The risks of data breach aren’t just reputational, Khurana expands that “although we haven’t quite seen it in the FS space yet, everyone is quite concerned about the size of the fines which have been dealt out for GDPR breach.”
While the regulations make clear that penalties will be incurred, once a data breach has occurred the information is likely in the public sphere and unable to be ‘forgotten’.
The opt-in opt-out characteristic of Open Banking means that a consumer is entitled to request that their details be forgotten, however, the ability for this to occur naturally means that an institution must have control over that act of ‘forgetting’.
If a data breach has occurred, there is no knowing where sensitive details may end up – let alone guarantee that they’re wiped from digital history in line with the consumer’s wish. The responsibility of a data trawl to rectify this seems ambitious at best.
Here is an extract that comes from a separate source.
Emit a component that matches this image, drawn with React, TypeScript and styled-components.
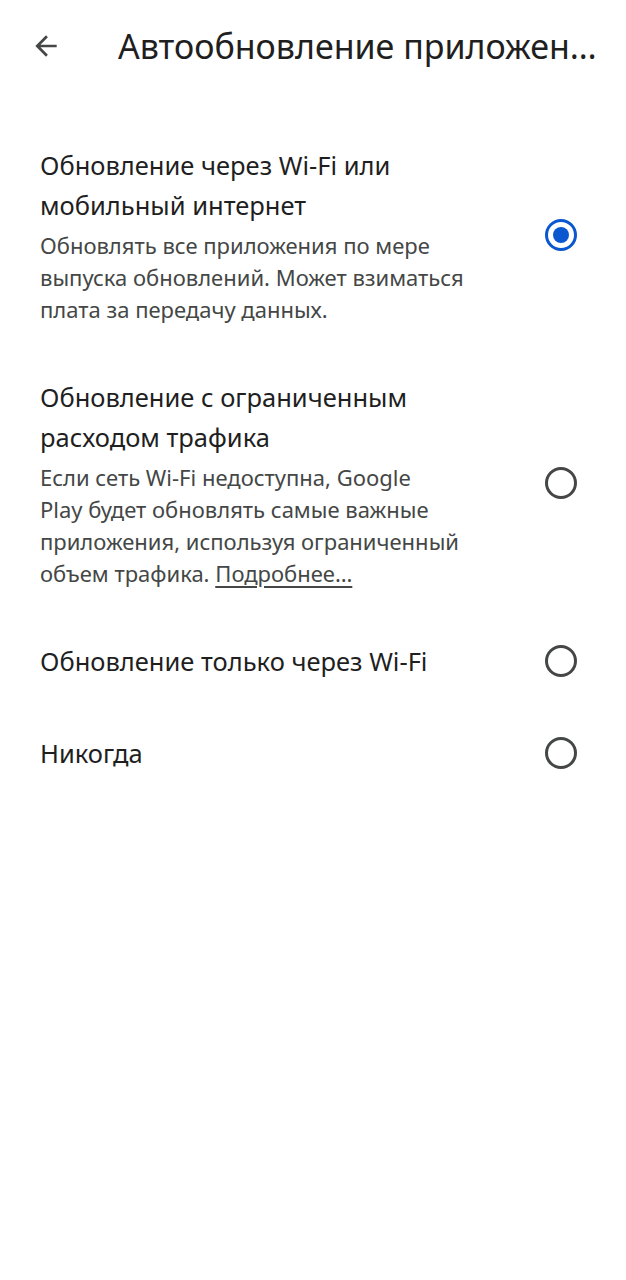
import React, { useState } from 'react';
import styled, { createGlobalStyle } from 'styled-components';

const GlobalStyle = createGlobalStyle`
  html, body {
    margin: 0;
    padding: 0;
    background: #ffffff;
    font-family: "Noto Sans", Roboto, "Liberation Sans", sans-serif;
  }
`;

type Option = {
  id: string;
  title: string;
  description?: string;
  link?: string;
};

// "Play\u00a0будет" keeps the wrap where Google Play puts it
const options: Option[] = [
  {
    id: 'any',
    title: 'Обновление через Wi-Fi или мобильный интернет',
    description:
      'Обновлять все приложения по мере выпуска обновлений. Может взиматься плата за передачу данных.',
  },
  {
    id: 'limited',
    title: 'Обновление с ограниченным расходом трафика',
    description:
      'Если сеть Wi-Fi недоступна, Google Play\u00a0будет обновлять самые важные приложения, используя ограниченный объем трафика.',
    link: 'Подробнее…',
  },
  { id: 'wifi', title: 'Обновление только через Wi-Fi' },
  { id: 'never', title: 'Никогда' },
];

const App = () => {
  const [selected, setSelected] = useState('any');

  return (
    <>
      <GlobalStyle />
      <Page>
        <Header>
          <BackButton aria-label="Назад">
            <svg width="32" height="32" viewBox="0 0 24 24">
              <path
                d="M20 11H7.83l5.59-5.59L12 4l-8 8 8 8 1.41-1.41L7.83 13H20v-2z"
                fill="#444746"
              />
            </svg>
          </BackButton>
          <Title>Автообновление приложений</Title>
        </Header>
        <List>
          {options.map((opt) => (
            <Item key={opt.id} onClick={() => setSelected(opt.id)}>
              <TextBlock>
                <ItemTitle>{opt.title}</ItemTitle>
                {opt.description && (
                  <Description>
                    {opt.description}
                    {opt.link && (
                      <>
                        {' '}
                        <Link>{opt.link}</Link>
                      </>
                    )}
                  </Description>
                )}
              </TextBlock>
              <Radio $checked={selected === opt.id} />
            </Item>
          ))}
        </List>
      </Page>
    </>
  );
};

const Page = styled.div`
  width: 626px;
  min-height: 1280px;
  background: #ffffff;
`;

const Header = styled.header`
  display: flex;
  align-items: center;
  height: 92px;
  padding: 0 14px 0 30px;
  box-sizing: border-box;
`;

const BackButton = styled.button`
  display: flex;
  align-items: center;
  justify-content: center;
  width: 32px;
  height: 32px;
  padding: 0;
  border: none;
  background: none;
  margin-right: 56px;
`;

const Title = styled.h1`
  flex: 1;
  min-width: 0;
  margin: 0;
  font-size: 34px;
  line-height: 44px;
  font-weight: 400;
  color: #1f1f1f;
  white-space: nowrap;
  overflow: hidden;
  text-overflow: ellipsis;
`;

const List = styled.div`
  display: flex;
  flex-direction: column;
  padding-top: 27px;
`;

const Item = styled.div`
  display: flex;
  align-items: center;
  justify-content: space-between;
  padding: 26px 49px 26px 40px;
  cursor: pointer;
`;

const TextBlock = styled.div`
  width: 445px;
`;

const ItemTitle = styled.div`
  font-size: 25.5px;
  line-height: 40px;
  color: #1f1f1f;
`;

const Description = styled.div`
  margin-top: 4px;
  font-size: 22px;
  line-height: 32px;
  color: #444746;
`;

const Link = styled.span`
  text-decoration: underline;
  text-underline-offset: 4px;
`;

const Radio = styled.span<{ $checked: boolean }>`
  position: relative;
  flex: none;
  width: 32px;
  height: 32px;
  box-sizing: border-box;
  border-radius: 50%;
  border: 3px solid ${(p) => (p.$checked ? '#0b57d0' : '#444746')};

  &::after {
    content: '';
    position: absolute;
    inset: 5px;
    border-radius: 50%;
    background: #0b57d0;
    display: ${(p) => (p.$checked ? 'block' : 'none')};
  }
`;

export default App;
While incumbents keep pace with the agile developments of disruptors, disruptors will likely continue to face an uphill challenge in negotiating partnerships or deals for as long as liability uncertainty persists, and FIs will likely leverage the responsibility they bear for the risk of rectifying data breaches that occur through TPPs.
A key objective of enforcing Open Banking was to stimulate innovation by encouraging healthy disruption in the financial services industry. But when a lack of clarity about underlying responsibility and incomplete frameworks for recourse exist, could regulators be inadvertently stifling collaboration as incumbents are obliged to shoulder the burden of mitigating risk?